[Prompt]: Reproduce the material below line by line, beginning with its first line and ending with the line that contains "Box, ChevronDown, Heart"; leave out pictures.

[Dataset content]:
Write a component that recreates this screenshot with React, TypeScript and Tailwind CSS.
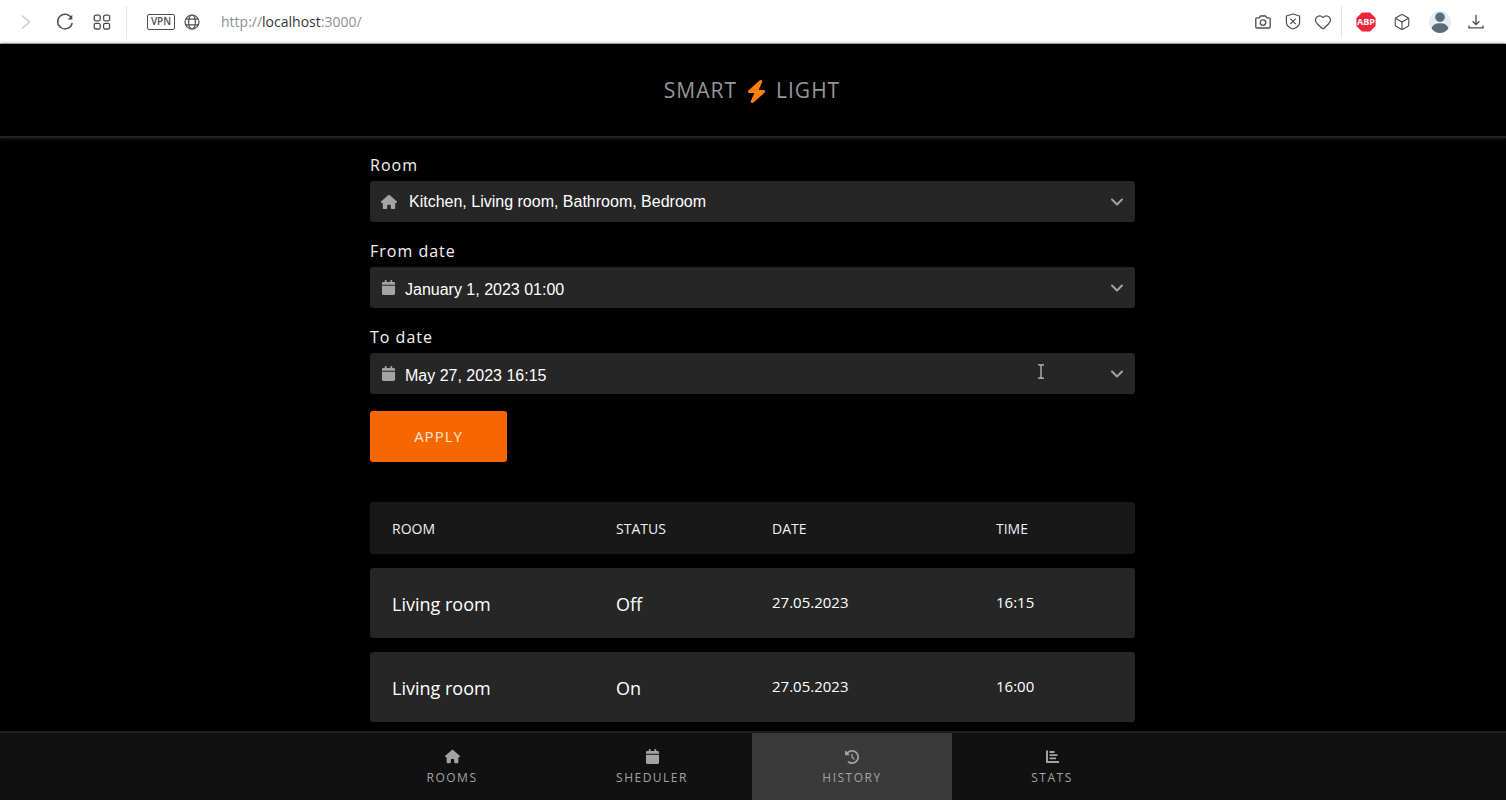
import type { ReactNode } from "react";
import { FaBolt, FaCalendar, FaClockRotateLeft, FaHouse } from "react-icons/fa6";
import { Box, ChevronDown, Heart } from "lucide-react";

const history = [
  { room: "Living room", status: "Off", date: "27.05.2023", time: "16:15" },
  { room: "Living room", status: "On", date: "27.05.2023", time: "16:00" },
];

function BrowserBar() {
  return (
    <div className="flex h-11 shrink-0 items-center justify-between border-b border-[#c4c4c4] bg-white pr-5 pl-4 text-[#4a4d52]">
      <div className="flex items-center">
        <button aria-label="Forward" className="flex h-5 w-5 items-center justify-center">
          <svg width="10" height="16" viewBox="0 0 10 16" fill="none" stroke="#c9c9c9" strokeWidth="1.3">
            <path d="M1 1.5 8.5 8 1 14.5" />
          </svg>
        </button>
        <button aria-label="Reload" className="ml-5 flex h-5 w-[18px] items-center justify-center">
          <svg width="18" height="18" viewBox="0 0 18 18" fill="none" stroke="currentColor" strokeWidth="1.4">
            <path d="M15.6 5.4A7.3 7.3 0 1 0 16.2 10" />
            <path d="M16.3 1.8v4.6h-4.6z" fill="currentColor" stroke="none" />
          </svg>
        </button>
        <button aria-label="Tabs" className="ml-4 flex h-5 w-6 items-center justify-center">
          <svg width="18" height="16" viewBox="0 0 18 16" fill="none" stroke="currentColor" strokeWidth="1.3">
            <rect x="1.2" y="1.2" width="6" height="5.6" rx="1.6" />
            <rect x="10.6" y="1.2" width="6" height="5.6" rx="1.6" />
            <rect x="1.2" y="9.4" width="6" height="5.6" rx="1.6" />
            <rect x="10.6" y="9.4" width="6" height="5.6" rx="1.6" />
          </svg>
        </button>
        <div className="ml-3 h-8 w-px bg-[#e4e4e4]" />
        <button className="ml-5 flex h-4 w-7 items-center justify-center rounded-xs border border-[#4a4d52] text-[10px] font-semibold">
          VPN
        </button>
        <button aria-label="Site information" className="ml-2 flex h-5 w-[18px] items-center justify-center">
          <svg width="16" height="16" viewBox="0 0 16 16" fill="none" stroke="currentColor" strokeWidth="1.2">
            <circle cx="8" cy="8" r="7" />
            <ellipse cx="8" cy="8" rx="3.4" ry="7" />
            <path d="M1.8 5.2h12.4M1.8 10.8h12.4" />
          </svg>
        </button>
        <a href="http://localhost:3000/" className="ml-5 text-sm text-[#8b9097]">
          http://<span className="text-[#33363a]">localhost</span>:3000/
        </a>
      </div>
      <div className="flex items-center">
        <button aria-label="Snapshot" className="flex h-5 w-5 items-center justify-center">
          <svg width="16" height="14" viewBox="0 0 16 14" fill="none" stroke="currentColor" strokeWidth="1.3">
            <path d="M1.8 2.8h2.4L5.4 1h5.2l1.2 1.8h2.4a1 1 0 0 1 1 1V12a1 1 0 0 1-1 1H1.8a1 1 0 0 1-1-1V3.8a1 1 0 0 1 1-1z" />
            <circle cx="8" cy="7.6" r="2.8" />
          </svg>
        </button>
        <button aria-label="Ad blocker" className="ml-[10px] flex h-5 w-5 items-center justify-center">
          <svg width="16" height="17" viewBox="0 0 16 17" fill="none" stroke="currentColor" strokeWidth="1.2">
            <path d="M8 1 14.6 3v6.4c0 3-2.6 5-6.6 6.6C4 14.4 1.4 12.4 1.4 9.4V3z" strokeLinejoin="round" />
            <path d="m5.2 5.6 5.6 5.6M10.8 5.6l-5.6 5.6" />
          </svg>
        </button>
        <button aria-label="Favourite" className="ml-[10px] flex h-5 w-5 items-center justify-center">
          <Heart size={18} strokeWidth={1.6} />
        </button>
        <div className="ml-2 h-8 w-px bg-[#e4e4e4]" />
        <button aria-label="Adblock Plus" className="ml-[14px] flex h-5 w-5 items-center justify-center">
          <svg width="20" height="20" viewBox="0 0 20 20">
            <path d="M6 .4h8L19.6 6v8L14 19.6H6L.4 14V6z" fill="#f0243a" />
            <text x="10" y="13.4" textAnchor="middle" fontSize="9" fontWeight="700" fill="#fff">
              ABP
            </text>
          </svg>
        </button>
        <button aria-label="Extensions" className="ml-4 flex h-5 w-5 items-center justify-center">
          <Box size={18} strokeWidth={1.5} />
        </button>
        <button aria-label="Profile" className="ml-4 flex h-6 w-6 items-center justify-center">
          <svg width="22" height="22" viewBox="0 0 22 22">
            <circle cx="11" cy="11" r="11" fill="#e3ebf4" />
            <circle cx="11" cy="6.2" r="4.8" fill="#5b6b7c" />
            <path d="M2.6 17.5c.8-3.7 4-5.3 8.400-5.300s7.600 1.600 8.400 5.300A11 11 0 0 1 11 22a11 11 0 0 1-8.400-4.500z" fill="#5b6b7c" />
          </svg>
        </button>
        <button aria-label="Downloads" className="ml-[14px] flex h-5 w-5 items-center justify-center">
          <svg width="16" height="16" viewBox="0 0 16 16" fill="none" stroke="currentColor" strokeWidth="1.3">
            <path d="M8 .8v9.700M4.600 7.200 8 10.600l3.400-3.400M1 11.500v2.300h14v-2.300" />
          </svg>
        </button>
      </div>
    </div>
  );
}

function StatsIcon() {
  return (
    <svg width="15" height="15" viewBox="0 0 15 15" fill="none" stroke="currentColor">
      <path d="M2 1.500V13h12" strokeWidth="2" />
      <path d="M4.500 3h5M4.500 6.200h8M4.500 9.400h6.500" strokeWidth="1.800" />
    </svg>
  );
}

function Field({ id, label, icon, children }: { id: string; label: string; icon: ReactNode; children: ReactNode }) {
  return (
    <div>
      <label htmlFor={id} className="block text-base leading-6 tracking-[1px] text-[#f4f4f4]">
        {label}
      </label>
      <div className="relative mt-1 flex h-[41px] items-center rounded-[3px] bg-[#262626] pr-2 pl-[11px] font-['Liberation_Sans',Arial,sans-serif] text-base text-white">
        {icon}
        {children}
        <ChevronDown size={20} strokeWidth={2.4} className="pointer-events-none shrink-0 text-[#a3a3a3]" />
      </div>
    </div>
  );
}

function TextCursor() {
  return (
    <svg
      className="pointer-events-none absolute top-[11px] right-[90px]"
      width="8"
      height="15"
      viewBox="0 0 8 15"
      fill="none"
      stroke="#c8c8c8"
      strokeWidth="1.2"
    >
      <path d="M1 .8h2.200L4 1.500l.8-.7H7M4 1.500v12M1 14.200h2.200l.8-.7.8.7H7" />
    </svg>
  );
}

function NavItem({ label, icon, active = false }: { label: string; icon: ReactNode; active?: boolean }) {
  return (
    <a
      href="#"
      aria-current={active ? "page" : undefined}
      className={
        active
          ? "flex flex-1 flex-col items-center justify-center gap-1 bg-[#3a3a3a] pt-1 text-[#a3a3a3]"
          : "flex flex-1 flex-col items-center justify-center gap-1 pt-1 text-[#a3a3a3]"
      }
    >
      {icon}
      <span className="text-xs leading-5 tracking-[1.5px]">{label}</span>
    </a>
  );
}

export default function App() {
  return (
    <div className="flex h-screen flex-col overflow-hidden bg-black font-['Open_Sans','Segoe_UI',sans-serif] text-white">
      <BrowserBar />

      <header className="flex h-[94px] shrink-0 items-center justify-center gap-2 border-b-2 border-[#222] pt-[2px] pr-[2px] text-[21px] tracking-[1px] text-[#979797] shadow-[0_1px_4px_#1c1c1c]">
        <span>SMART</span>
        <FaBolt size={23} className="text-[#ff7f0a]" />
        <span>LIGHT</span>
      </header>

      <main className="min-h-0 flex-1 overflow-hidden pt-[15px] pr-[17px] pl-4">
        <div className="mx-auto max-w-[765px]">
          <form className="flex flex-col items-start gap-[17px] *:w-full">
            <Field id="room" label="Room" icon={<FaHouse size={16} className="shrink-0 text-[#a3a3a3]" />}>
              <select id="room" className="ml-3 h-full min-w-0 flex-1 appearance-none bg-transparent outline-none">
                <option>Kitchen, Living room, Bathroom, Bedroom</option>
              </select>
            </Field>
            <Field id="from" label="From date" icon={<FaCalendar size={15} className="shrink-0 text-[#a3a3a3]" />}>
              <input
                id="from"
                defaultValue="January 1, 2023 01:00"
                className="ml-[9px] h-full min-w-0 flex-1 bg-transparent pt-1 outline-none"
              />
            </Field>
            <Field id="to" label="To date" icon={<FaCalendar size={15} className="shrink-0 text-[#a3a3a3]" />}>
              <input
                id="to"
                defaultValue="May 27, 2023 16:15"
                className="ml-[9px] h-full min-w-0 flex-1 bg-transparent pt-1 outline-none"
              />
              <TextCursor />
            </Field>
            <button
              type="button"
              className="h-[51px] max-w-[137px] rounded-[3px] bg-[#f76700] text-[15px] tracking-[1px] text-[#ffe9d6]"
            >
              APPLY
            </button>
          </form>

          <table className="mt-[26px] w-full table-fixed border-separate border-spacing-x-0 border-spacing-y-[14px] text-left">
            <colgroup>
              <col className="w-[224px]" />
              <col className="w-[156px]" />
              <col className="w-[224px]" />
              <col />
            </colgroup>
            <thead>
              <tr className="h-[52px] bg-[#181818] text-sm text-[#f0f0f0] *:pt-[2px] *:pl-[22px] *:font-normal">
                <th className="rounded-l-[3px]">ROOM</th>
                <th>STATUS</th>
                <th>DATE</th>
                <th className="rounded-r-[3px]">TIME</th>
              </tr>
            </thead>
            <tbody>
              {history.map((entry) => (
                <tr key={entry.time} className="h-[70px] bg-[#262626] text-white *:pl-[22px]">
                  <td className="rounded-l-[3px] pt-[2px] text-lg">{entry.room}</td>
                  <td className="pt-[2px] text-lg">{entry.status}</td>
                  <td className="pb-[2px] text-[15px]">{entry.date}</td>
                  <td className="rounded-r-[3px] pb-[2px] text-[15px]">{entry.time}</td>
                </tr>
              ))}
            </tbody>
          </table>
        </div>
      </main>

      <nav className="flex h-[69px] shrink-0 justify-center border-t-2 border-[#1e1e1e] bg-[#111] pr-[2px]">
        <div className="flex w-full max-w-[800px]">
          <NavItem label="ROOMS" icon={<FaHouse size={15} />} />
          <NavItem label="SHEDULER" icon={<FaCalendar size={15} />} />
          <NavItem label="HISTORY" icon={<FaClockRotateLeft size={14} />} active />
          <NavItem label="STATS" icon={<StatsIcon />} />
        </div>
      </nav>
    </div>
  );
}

[Output below]:
Write a component that recreates this screenshot with React, TypeScript and Tailwind CSS.
import type { ReactNode } from "react";
import { FaBolt, FaCalendar, FaClockRotateLeft, FaHouse } from "react-icons/fa6";
import { Box, ChevronDown, Heart } from "lucide-react";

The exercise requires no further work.